§ **Exercise inputs**
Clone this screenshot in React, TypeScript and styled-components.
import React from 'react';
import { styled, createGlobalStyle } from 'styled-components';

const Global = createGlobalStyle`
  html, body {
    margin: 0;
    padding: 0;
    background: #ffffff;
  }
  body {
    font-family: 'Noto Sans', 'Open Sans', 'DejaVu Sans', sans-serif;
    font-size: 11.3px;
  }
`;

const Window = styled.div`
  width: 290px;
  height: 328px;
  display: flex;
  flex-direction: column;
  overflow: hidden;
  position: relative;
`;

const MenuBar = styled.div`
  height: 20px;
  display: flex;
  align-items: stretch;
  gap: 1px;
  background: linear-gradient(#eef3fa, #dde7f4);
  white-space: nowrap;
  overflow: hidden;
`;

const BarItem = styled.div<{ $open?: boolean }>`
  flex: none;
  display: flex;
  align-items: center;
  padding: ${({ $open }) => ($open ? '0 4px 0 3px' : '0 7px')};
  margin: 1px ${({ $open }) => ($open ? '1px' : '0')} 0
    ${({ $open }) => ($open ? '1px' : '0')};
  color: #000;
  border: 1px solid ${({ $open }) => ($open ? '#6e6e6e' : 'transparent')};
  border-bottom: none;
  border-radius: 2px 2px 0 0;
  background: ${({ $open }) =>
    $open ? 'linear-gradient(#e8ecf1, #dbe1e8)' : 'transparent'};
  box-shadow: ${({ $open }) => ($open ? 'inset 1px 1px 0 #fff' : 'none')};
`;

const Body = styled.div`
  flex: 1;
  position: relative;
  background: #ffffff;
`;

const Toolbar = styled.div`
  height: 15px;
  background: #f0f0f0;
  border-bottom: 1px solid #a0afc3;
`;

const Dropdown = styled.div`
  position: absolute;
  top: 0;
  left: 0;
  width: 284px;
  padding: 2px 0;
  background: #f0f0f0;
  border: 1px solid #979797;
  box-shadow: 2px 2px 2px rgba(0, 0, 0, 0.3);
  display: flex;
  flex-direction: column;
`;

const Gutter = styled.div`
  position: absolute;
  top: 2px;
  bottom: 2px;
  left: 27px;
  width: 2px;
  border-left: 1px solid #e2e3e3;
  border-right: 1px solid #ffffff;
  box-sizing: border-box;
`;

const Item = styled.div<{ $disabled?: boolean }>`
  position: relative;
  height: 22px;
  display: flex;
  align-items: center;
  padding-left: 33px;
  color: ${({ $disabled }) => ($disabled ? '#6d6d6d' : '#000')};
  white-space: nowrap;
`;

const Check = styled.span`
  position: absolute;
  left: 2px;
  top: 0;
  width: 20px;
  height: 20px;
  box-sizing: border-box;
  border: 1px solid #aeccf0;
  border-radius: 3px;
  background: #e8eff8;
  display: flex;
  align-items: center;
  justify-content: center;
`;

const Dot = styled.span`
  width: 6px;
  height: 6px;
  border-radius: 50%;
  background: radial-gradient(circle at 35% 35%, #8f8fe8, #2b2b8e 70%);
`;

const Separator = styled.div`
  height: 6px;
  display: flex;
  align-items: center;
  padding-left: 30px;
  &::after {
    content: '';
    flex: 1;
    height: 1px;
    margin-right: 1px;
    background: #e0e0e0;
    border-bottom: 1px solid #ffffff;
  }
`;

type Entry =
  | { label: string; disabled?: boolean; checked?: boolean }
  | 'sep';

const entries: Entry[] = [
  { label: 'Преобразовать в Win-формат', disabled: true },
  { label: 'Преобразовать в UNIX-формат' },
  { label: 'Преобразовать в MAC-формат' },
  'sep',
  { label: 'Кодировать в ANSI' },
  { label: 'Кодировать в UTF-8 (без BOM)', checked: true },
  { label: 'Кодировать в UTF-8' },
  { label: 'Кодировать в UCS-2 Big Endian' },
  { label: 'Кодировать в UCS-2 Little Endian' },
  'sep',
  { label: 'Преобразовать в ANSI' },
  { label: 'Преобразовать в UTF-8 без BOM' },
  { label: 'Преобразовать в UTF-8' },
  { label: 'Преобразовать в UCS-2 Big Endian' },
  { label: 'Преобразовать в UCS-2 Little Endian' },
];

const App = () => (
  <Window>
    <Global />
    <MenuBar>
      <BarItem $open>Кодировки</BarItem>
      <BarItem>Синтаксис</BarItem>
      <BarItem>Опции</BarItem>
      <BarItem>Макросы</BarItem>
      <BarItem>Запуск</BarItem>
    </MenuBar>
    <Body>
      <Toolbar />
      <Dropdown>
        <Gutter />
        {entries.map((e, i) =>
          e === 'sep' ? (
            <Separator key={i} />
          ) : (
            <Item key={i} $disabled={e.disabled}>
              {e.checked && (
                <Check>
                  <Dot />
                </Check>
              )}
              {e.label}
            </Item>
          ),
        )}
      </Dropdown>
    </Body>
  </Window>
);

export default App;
--
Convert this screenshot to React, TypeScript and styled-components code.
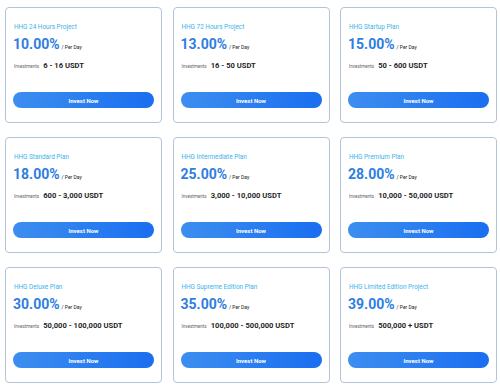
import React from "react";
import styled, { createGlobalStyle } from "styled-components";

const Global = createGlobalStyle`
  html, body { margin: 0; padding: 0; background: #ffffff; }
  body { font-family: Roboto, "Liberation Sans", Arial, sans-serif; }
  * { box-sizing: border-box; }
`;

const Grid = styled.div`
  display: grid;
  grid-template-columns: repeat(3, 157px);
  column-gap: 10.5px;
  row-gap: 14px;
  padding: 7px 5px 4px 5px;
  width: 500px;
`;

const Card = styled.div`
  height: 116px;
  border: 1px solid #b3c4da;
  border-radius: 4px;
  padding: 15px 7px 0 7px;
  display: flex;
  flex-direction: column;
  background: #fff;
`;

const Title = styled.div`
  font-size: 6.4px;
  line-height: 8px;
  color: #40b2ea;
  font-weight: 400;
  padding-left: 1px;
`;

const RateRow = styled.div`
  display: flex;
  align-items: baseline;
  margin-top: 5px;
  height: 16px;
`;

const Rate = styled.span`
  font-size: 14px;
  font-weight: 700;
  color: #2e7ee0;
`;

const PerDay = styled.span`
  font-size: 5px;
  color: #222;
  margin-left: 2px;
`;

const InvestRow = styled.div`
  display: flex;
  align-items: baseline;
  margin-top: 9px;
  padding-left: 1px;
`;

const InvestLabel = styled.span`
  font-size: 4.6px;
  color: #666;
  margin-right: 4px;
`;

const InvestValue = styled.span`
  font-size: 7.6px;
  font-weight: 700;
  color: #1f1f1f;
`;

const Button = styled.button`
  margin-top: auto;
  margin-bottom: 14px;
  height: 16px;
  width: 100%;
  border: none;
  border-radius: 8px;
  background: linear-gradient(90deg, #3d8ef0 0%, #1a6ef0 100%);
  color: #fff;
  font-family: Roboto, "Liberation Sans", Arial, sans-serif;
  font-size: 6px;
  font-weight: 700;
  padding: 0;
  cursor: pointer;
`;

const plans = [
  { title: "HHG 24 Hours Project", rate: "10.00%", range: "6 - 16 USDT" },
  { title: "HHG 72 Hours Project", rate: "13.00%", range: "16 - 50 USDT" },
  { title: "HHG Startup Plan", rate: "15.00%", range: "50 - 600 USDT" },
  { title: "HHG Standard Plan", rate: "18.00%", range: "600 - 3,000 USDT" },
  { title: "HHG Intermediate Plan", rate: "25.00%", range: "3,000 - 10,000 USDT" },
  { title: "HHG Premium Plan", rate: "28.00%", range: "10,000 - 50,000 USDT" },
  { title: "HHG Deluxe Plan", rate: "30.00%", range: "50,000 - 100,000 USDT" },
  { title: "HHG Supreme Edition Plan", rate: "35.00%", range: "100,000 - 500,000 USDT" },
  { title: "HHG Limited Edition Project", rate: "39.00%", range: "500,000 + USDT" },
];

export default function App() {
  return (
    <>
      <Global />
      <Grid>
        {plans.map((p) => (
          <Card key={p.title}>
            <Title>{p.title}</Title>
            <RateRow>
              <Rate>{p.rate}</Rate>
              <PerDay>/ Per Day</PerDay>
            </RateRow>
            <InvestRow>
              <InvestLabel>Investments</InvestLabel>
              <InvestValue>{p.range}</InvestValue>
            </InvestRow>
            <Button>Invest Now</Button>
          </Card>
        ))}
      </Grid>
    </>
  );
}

§ **The task**
Output nothing but the number of lines in the data containing the string "components".

§ **The output**
4